The construction of the large bead stair began as a problem to be solved in our outdoor classroom. Each morning the children help open and set up the cognitive materials on the porch. The Montessori bead stair is a quintessential math material which helps with one to one correspondence, links quantity to symbol and is used in higher end math materials, such as the teen boards, short and long chains, and operations. Day after day pieces of the bead stair would get accidently dropped through the floor slats of the porch. As a result, much of our time in the morning was spent replacing the missing beads.
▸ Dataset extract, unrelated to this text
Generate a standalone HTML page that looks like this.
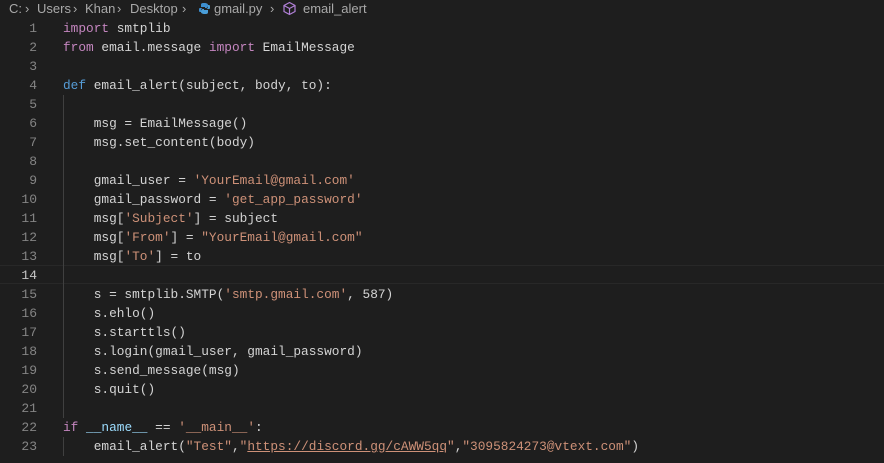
<!DOCTYPE html>
<html><head><style>
body{margin:0;width:884px;height:463px;background:#1e1e1e;overflow:hidden;position:relative;font-family:"Liberation Mono",monospace;}
.bc{position:absolute;top:0;height:18px;font:13px "Liberation Sans",sans-serif;color:#a9a9a9;line-height:17px;white-space:nowrap}
.ln{position:absolute;left:0;width:37px;text-align:right;color:#858585;font-size:13px;line-height:19px}
.cd{position:absolute;left:63px;color:#d4d4d4;font-size:12.8px;line-height:19px;white-space:pre}
.k{color:#c586c0}.d{color:#569cd6}.s{color:#ce9178}.v{color:#9cdcfe}.n{color:#b5cea8}
.cur{position:absolute;left:0;width:884px;top:265px;height:17px;border-top:1px solid #282828;border-bottom:1px solid #282828}
.g{position:absolute;left:63px;width:1px;background:#404040}
</style></head><body>
<div class="bc" style="left:9px">C:</div>
<div class="bc" style="left:25px">›</div>
<div class="bc" style="left:37px">Users</div>
<div class="bc" style="left:73px">›</div>
<div class="bc" style="left:85px">Khan</div>
<div class="bc" style="left:117px">›</div>
<div class="bc" style="left:130px">Desktop</div>
<div class="bc" style="left:182px">›</div>
<svg style="position:absolute;left:198px;top:2px" width="13" height="13" viewBox="0 0 13 13"><path d="M6 1C3 1 3 2 3 3v2h4v1H2C1 6 1 7 1 8s0 2 1 2h1V8c0-1 1-2 2-2h3c1 0 2-1 2-2V3c0-1-1-2-4-2z" fill="#3d8fd0"/><path d="M7 12c3 0 3-1 3-2V8H6V7h5c1 0 1-1 1-2s0-2-1-2h-1v2c0 1-1 2-2 2H5C4 7 3 8 3 9v1c0 1 1 2 4 2z" fill="#4a9ed8"/></svg>
<div class="bc" style="left:214px">gmail.py</div>
<div class="bc" style="left:270px">›</div>
<svg style="position:absolute;left:282px;top:1px" width="15" height="15" viewBox="0 0 15 15" fill="none" stroke="#b180d7" stroke-width="1.2"><path d="M7.5 1.5l5.5 3v6l-5.5 3-5.5-3v-6z M2 4.5l5.5 3 5.5-3 M7.5 7.5v6"/></svg>
<div class="bc" style="left:303px">email_alert</div>

<div class="cur"></div>
<div class="g" style="top:95px;height:323px"></div>
<div class="g" style="top:437px;height:19px"></div>

<div class="ln" style="top:19px">1<br>2<br>3<br>4<br>5<br>6<br>7<br>8<br>9<br>10<br>11<br>12<br>13<br><span style="color:#c6c6c6">14</span><br>15<br>16<br>17<br>18<br>19<br>20<br>21<br>22<br>23</div>
<div class="cd" style="top:19px"><span class="k">import</span> smtplib
<span class="k">from</span> email.message <span class="k">import</span> EmailMessage

<span class="d">def</span> email_alert(subject, body, to):

    msg = EmailMessage()
    msg.set_content(body)

    gmail_user = <span class="s">'YourEmail@gmail.com'</span>
    gmail_password = <span class="s">'get_app_password'</span>
    msg[<span class="s">'Subject'</span>] = subject
    msg[<span class="s">'From'</span>] = <span class="s">"YourEmail@gmail.com"</span>
    msg[<span class="s">'To'</span>] = to

    s = smtplib.SMTP(<span class="s">'smtp.gmail.com'</span>, 587)
    s.ehlo()
    s.starttls()
    s.login(gmail_user, gmail_password)
    s.send_message(msg)
    s.quit()

<span class="k">if</span> <span class="v">__name__</span> == <span class="s">'__main__'</span>:
    email_alert(<span class="s">"Test"</span>,<span class="s">"<u>https://discord.gg/cAWW5qq</u>"</span>,<span class="s">"3095824273@vtext.com"</span>)</div>
</body></html>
One day a child remarked, “Oh! I wish these beads were not so small!” We started brainstorming a weather-proof, porch-proof bead stair. It would need to be inexpensive and involve the children as much as possible in its construction. We also wanted it to highlight the small Montessori bead stair located inside in the classroom rather than take its place.
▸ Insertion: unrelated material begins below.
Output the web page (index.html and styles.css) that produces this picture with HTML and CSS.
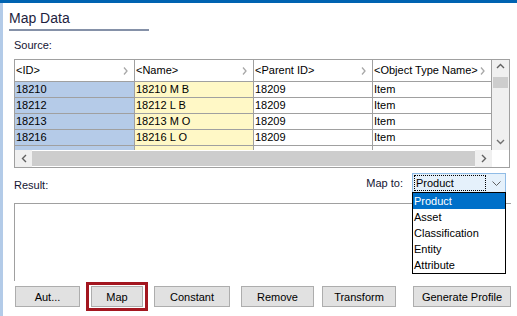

It has been a beautiful point of interest for both the Toddler and Primary children as they walk by the material on the way to the playground and a valued addition to our math curriculum for the outside classroom.
How to Make the Large Bead Stair:
55 golf balls
2 tomato cages
white primer spraypaint
9 permanent markers or paint pens (red, green, pikn, yellow, light blue, purple, brown, dark blue, and gold)
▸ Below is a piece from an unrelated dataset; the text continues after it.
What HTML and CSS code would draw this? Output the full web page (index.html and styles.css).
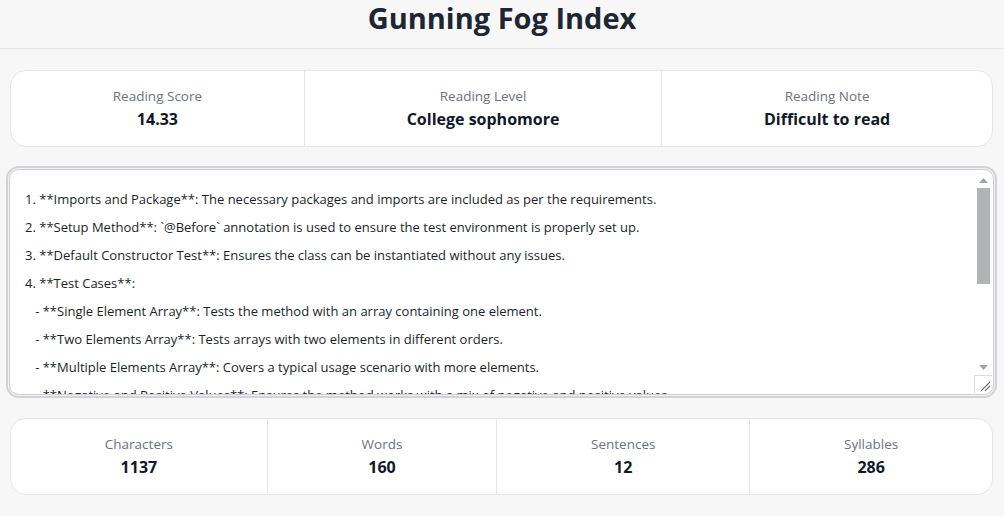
FILE: index.html
```html
<!DOCTYPE html>
<html lang="en">
<head>
<meta charset="utf-8">
<title>Gunning Fog Index</title>
<link rel="stylesheet" href="styles.css">
</head>
<body>
<header class="header">
  <h1 class="title">Gunning Fog Index</h1>
</header>
<main class="main">
  <section class="card">
    <div class="stat"><div class="stat-label">Reading Score</div><div class="stat-value">14.33</div></div>
    <div class="stat"><div class="stat-label">Reading Level</div><div class="stat-value">College sophomore</div></div>
    <div class="stat"><div class="stat-label">Reading Note</div><div class="stat-value">Difficult to read</div></div>
  </section>
  <div class="editor-wrap">
    <textarea class="editor" spellcheck="false">1. **Imports and Package**: The necessary packages and imports are included as per the requirements.
2. **Setup Method**: `@Before` annotation is used to ensure the test environment is properly set up.
3. **Default Constructor Test**: Ensures the class can be instantiated without any issues.
4. **Test Cases**:
   - **Single Element Array**: Tests the method with an array containing one element.
   - **Two Elements Array**: Tests arrays with two elements in different orders.
   - **Multiple Elements Array**: Covers a typical usage scenario with more elements.
   - **Negative and Positive Values**: Ensures the method works with a mix of negative and positive values.
   - **Duplicate Values**: Checks that duplicate values are handled correctly.
   - **Empty Array**: Ensures the method handles an empty array gracefully.
   - **Null Array**: Verifies that a null input is handled without errors.
   - **Already Sorted Array**: Confirms the method works on arrays that are already sorted.
   - **Reverse Sorted Array**: Tests the worst-case input ordering.
5. **Assertions**: Each test uses assertions to compare the actual output with the expected result.
6. **Edge Cases**: Boundary conditions are covered to make the test suite robust.</textarea>
    <div class="scrollbar" aria-hidden="true">
      <svg class="arrow" width="9" height="5" viewBox="0 0 9 5"><polygon points="0,5 9,5 4.5,0" fill="#a5a5a8"/></svg>
      <div class="thumb"></div>
      <svg class="arrow arrow-down" width="9" height="5" viewBox="0 0 9 5"><polygon points="0,0 9,0 4.5,5" fill="#a5a5a8"/></svg>
    </div>
    <div class="resizer" aria-hidden="true">
      <svg width="10" height="10" viewBox="0 0 10 10"><path d="M1 10 L10 1 M5 10 L10 5" stroke="#6e6e72" stroke-width="1.1" fill="none"/></svg>
    </div>
  </div>
  <section class="card card-bottom">
    <div class="stat"><div class="stat-label">Characters</div><div class="stat-value">1137</div></div>
    <div class="stat"><div class="stat-label">Words</div><div class="stat-value">160</div></div>
    <div class="stat"><div class="stat-label">Sentences</div><div class="stat-value">12</div></div>
    <div class="stat"><div class="stat-label">Syllables</div><div class="stat-value">286</div></div>
  </section>
</main>
</body>
</html>
```
FILE: styles.css
```css
* { box-sizing: border-box; }
html, body { margin: 0; padding: 0; }
body {
  background: #f7f7f7;
  font-family: "Segoe UI", "Open Sans", "Noto Sans", sans-serif;
  color: #1f2937;
  height: 516px;
  overflow: hidden;
}
.header {
  height: 49px;
  border-bottom: 1px solid #e4e4e4;
  display: flex;
  align-items: center;
  justify-content: center;
}
.title {
  margin: 0;
  font-size: 29px;
  font-weight: 700;
  line-height: 36px;
  color: #1e2533;
  padding-bottom: 12px;
}
.main {
  display: flex;
  flex-direction: column;
  gap: 22px;
  padding: 21px 11px 0 10px;
}
.card {
  display: flex;
  background: #fff;
  border: 1px solid #e6e6e6;
  border-radius: 16px;
  overflow: hidden;
}
.card-bottom { margin-top: 1px; }
.stat {
  flex: 1 1 auto;
  text-align: center;
  padding: 15px 12px 16px;
  border-left: 1px solid #e6e6e6;
}
.stat:first-child { border-left: none; }
.stat-label {
  font-size: 13.5px;
  line-height: 20px;
  color: #6b7280;
}
.stat-value {
  font-size: 16px;
  line-height: 22px;
  font-weight: 700;
  color: #111827;
  margin-top: 2px;
}
.editor-wrap {
  position: relative;
  width: 985px;
  margin-left: -1px;
}
.editor {
  display: block;
  width: 985px;
  height: 226px;
  padding: 14.5px 30px 0 15px;
  font-family: "Segoe UI", "Open Sans", "Noto Sans", sans-serif;
  font-size: 13px;
  line-height: 28px;
  color: #1a1f2b;
  background: #fff;
  border: 1px solid #cfcfd4;
  border-radius: 10px;
  box-shadow: 0 0 0 1px #f1f1f3, 0 0 0 3px #d2d2d7;
  outline: none;
  resize: none;
  white-space: pre;
  overflow: hidden;
}
.scrollbar {
  position: absolute;
  top: 3px;
  right: 2px;
  width: 17px;
  height: 203px;
  display: flex;
  flex-direction: column;
  align-items: center;
  pointer-events: none;
}
.arrow { margin-top: 6px; flex: none; }
.arrow-down { margin-top: auto; margin-bottom: 5px; }
.thumb {
  width: 13px;
  height: 96px;
  margin-top: 5px;
  background: #b1b3b7;
}
.resizer {
  position: absolute;
  right: 2px;
  bottom: 2px;
  width: 18px;
  height: 18px;
  border-top: 1px solid #dcdcdf;
  border-left: 1px solid #dcdcdf;
  background: #fff;
  border-bottom-right-radius: 8px;
  display: flex;
  align-items: flex-end;
  justify-content: flex-end;
  padding: 0 2px 2px 0;
  pointer-events: none;
}
.resizer svg { display: block; }
```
1. Wash and prime golf balls
2. Drill a hole through each one
3. Cut cages into 10 strips (3 inch, 5 inch, 7 inch……..up to 21 inch)
4. Bend a loop at each end and thread golf balls onto wires.
5. Add color to golf balls to match the small bead stair.
Once the tools came out the boys were all ready and willing to help!…drill the holes, cut the wire, and string the balls on in 1-10 sequence. When we were ready to add color, the girls arrived and organized themselves to apply color to the balls to match the small bead stair. Kindergarteners checked in periodically to supervise and make suggestions (they have been working with the bead stair for years and are well-versed in managing others and chiming in with their expertise at this point in the year)…..
…and voila! We finished and presented the large bead stair as complete and available to use! It has shown to be quite inviting and enticing due to its appearance and location. It has even called to young children who do not have a developed pincer grip yet but who are able to exercise a 4-finger grasp and strengthen their one to one correspondence.
As a larger indirect benefit, we have watched the primary children pass by and comment (as they always do after community projects) that they helped make that!